The key variable in North American grain markets over the course of the month of March each year is in fine tuning the estimates of planting intentions for the coming crop year. There are really just two factors which make up crop supply: the area of land planted to each crop and the harvested yield per acre.
Obviously, it is far too early to determine what sort of growing conditions we might experience in May, June, and July to start fine tuning yield projections. But March is the period when everyone is squarely focused on trying to accurately pin down exactly what producers intend to plant. It sets the stage for the potential grain supplies for the year ahead and in doing so establishes the price range for the upcoming marketing year.
Several commodity market analysis organizations including Informa (formerly known as Sparks) will release planting intention estimates over the month of March, culminating with the USDA’s Planting Intentions Report on March 31. Each of these estimates will have the capacity to influence grain future’s prices as we move through the reporting season.
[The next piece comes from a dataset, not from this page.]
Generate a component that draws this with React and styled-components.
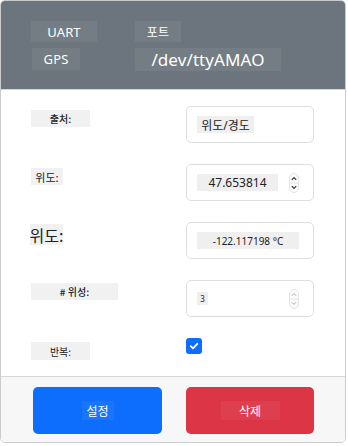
import React from 'react';
import styled, { createGlobalStyle } from 'styled-components';

const GlobalStyle = createGlobalStyle`
  html, body {
    margin: 0;
    padding: 0;
    background: #ffffff;
  }
  body {
    font-family: "Noto Sans", "Noto Sans CJK KR", sans-serif;
  }
`;

const Card = styled.div`
  width: 346px;
  height: 443px;
  box-sizing: border-box;
  border: 1px solid #c9cbcd;
  border-radius: 5px;
  overflow: hidden;
  display: flex;
  flex-direction: column;
  background: #ffffff;
`;

const Header = styled.div`
  height: 89px;
  box-sizing: border-box;
  background: #6c757d;
  padding: 20px 0 0 30px;
  display: grid;
  grid-template-columns: 104px 146px;
  grid-template-rows: 21px 23px;
  row-gap: 6px;
  align-items: start;
  border-bottom: 1px solid #d5d7d9;
`;

const HeadTag = styled.span`
  display: inline-flex;
  align-items: center;
  justify-content: center;
  justify-self: start;
  box-sizing: border-box;
  width: ${(p) => p.$w}px;
  height: ${(p) => p.$h || 21}px;
  margin-left: ${(p) => p.$ml || 0}px;
  background: rgba(255, 255, 255, 0.06);
  color: #ffffff;
  font-size: ${(p) => p.$size || 13}px;
  font-family: "Noto Sans", "Noto Sans CJK KR", sans-serif;
  letter-spacing: 0.1px;
  white-space: nowrap;
`;

const Body = styled.div`
  flex: 1;
  padding: 16px 0 0 30px;
  display: grid;
  grid-template-columns: 155px 128px;
  grid-auto-rows: 37px;
  row-gap: 21px;
  align-content: start;
`;

const Label = styled.span`
  justify-self: start;
  align-self: start;
  margin-top: ${(p) => p.$mt || 4}px;
  margin-left: ${(p) => p.$ml || 0}px;
  display: inline-flex;
  align-items: center;
  justify-content: center;
  width: ${(p) => p.$w}px;
  height: ${(p) => p.$h || 17}px;
  background: #f1f1f1;
  color: #222;
  font-size: ${(p) => p.$size || 10}px;
  font-weight: ${(p) => (p.$bold ? 500 : 400)};
  font-family: "Noto Sans CJK KR", sans-serif;
  white-space: nowrap;
`;

const Field = styled.div`
  box-sizing: border-box;
  height: 37px;
  border: 1px solid #dcdfe2;
  border-radius: 5px;
  display: flex;
  align-items: center;
  padding: 0 14px 0 10px;
  gap: 10px;
`;

const Value = styled.span`
  display: inline-flex;
  align-items: center;
  justify-content: center;
  box-sizing: border-box;
  width: ${(p) => p.$w}px;
  height: ${(p) => p.$h || 17}px;
  background: #efefef;
  color: #222;
  font-size: ${(p) => p.$size || 12}px;
  font-family: "Noto Sans", "Noto Sans CJK KR", sans-serif;
  white-space: nowrap;
`;

const Spin = styled.svg`
  flex: none;
  margin-left: auto;
`;

const CheckCell = styled.div`
  align-self: start;
  width: 16px;
  height: 16px;
  border-radius: 3px;
  background: #0d6efd;
  display: flex;
  align-items: center;
  justify-content: center;
`;

const Footer = styled.div`
  height: 66px;
  box-sizing: border-box;
  border-top: 1px solid #d5d7d9;
  background: #f7f7f7;
  padding: 10px 0 0 32px;
  display: flex;
  gap: 24px;
`;

const Button = styled.button`
  width: ${(p) => p.$w || 129}px;
  height: 47px;
  border: none;
  border-radius: 5px;
  background: ${(p) => p.$bg};
  display: flex;
  align-items: center;
  justify-content: center;
  padding: 0;
  cursor: pointer;
`;

const BtnText = styled.span`
  display: inline-flex;
  align-items: center;
  justify-content: center;
  width: ${(p) => p.$w}px;
  height: 19px;
  background: rgba(255, 255, 255, 0.05);
  color: #ffffff;
  font-size: 12px;
  font-family: "Noto Sans CJK KR", sans-serif;
`;

function Spinner({ faint }) {
  const c = faint ? '#9a9a9a' : '#333';
  return (
    <Spin width="10" height="20" viewBox="0 0 10 20">
      <rect x="0.5" y="0.5" width="9" height="19" rx="4.5" fill="#fafafa" stroke="#e4e4e4" />
      <line x1="1" y1="10" x2="9" y2="10" stroke="#e4e4e4" />
      <path d="M2.8 6.8 L5 4.6 L7.2 6.8" fill="none" stroke={c} strokeWidth={faint ? 0.8 : 1.2} />
      <path d="M2.8 13.2 L5 15.4 L7.2 13.2" fill="none" stroke={c} strokeWidth={faint ? 0.8 : 1.2} />
    </Spin>
  );
}

export default function App() {
  return (
    <>
      <GlobalStyle />
      <Card>
        <Header>
          <HeadTag $w={66} $size={13}>UART</HeadTag>
          <HeadTag $w={46} $size={12}>포트</HeadTag>
          <HeadTag $w={48} $h={22} $size={13} $ml={1}>GPS</HeadTag>
          <HeadTag $w={146} $h={23} $size={17}>/dev/ttyAMAO</HeadTag>
        </Header>

        <Body>
          <Label $w={59} $bold>출처:</Label>
          <Field>
            <Value $w={57} $size={12}>위도/경도</Value>
          </Field>

          <Label $w={32} $size={11}>위도:</Label>
          <Field>
            <Value $w={81} $size={12}>47.653814</Value>
            <Spinner />
          </Field>

          <Label $w={33} $h={21} $size={16} $mt={2} $ml={-1}>위도:</Label>
          <Field>
            <Value $w={103} $size={10}>-122.117198 °C</Value>
          </Field>

          <Label $w={87} $bold $size={10} $mt={3}>&#35; 위성:</Label>
          <Field>
            <Value $w={11} $h={13} $size={8}>3</Value>
            <Spinner faint />
          </Field>

          <Label $w={59} $h={18} $mt={4}>반복:</Label>
          <CheckCell>
            <svg width="10" height="10" viewBox="0 0 10 10">
              <path d="M1.8 5.2 L4 7.3 L8.3 2.8" fill="none" stroke="#fff" strokeWidth="1.8" strokeLinecap="round" strokeLinejoin="round" />
            </svg>
          </CheckCell>
        </Body>

        <Footer>
          <Button $bg="#0d6efd">
            <BtnText $w={32}>설정</BtnText>
          </Button>
          <Button $bg="#dc3545" $w={128}>
            <BtnText $w={59}>삭제</BtnText>
          </Button>
        </Footer>
      </Card>
    </>
  );
}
The two numbers to keep in mind are the 2017 corn and 2017 soybean planting estimates from the USDA’s February Supply & Demand Report. In that report, analysts put 2017 corn planting in the United States at 90.489-million acres, (3.511-million acres less corn than in 2016), and 88.647-million acres of soybeans, (5.247 million more acres than the U.S. planted in 2016). Those estimates of 3.5-million acres less corn and 5-million acres more soybeans are already priced into the market. New crop futures prices at the Chicago Board of Trade have already taken into account these forecast changes in 2017 grain supply. So what we’re looking for as grain marketers in the coming weeks are deviations from the earlier crop size estimates.
The day-to-day moves in the futures markets are the result of the scrambling which occurs as funds and commercials have to adjust to fill the gaps between what they knew yesterday, and what they are finding out today. Any corn acreage number bigger than 90.489-million acres will be bad for corn prices. If we see planting-intention numbers for 2017 crop corn come in at 92-million acres, it will be devastating for price. Not because 92 million is still 2-million acres smaller than last year’s crop, but because it’s bigger than the 90.489 million that is “priced into” the $4/bu December corn futures which we traded when the February estimate was hot off the press.
Keep the 90.489-million acre in mind. It is the tipping point on the teeter-totter of price. A bigger acreage estimate will take prices lower; a smaller acreage will support prices moving higher.
The really fascinating thing about this current year’s planting intentions for North American soybeans is the incredible size of the number. In 2016, American farmers set a record by planting 83.4-million acres of soybeans. The current USDA indication of 2017 planting intentions at 88.64-million acres is a massive jump up from an already record-sized acreage. Without some sort of wide range production problem in the 2017 growing season, soybeans will certainly not become scarce in 2017–2018.
The market already knows that we’re looking at a 2017 soybean crop that is more than 5-million acres bigger than the previous record. What the market will react to throughout the process of the releases of various analysts’ 2017 planting intentions estimates is deviations from the 88.647-million acres. As astonishing as it may seem, we could see a record-sized soybean crop planted in 2017 of perhaps 86-million acres, and it will actually take prices higher because it’s lower than the 88.647-million acre February estimate.
Planted acreage is the first fundamental building block of grain supply for the year ahead. So these mid-to-late March planting intentions reports are critical in refining the anticipated markets for 2017–2018. Farmers need to be watching these report releases closely and also be prepared to make refinements to their marketing plans and target prices.
As you’re watching the markets unfold in the weeks ahead, remember that the difference between last year’s crop size and this year’s crop size doesn’t actually matter. We’re looking for deviations between the market’s expectation, and what the final releases actually reveal. Corn at 90.489 million and soybeans at 88.647 million. Anything other than those two numbers, and the price has to move in order to maintain its balance.
Steve Kell operates a crop farm in Simcoe County and is a grain merchant for Parrish and Heimbecker Ltd. in Toronto.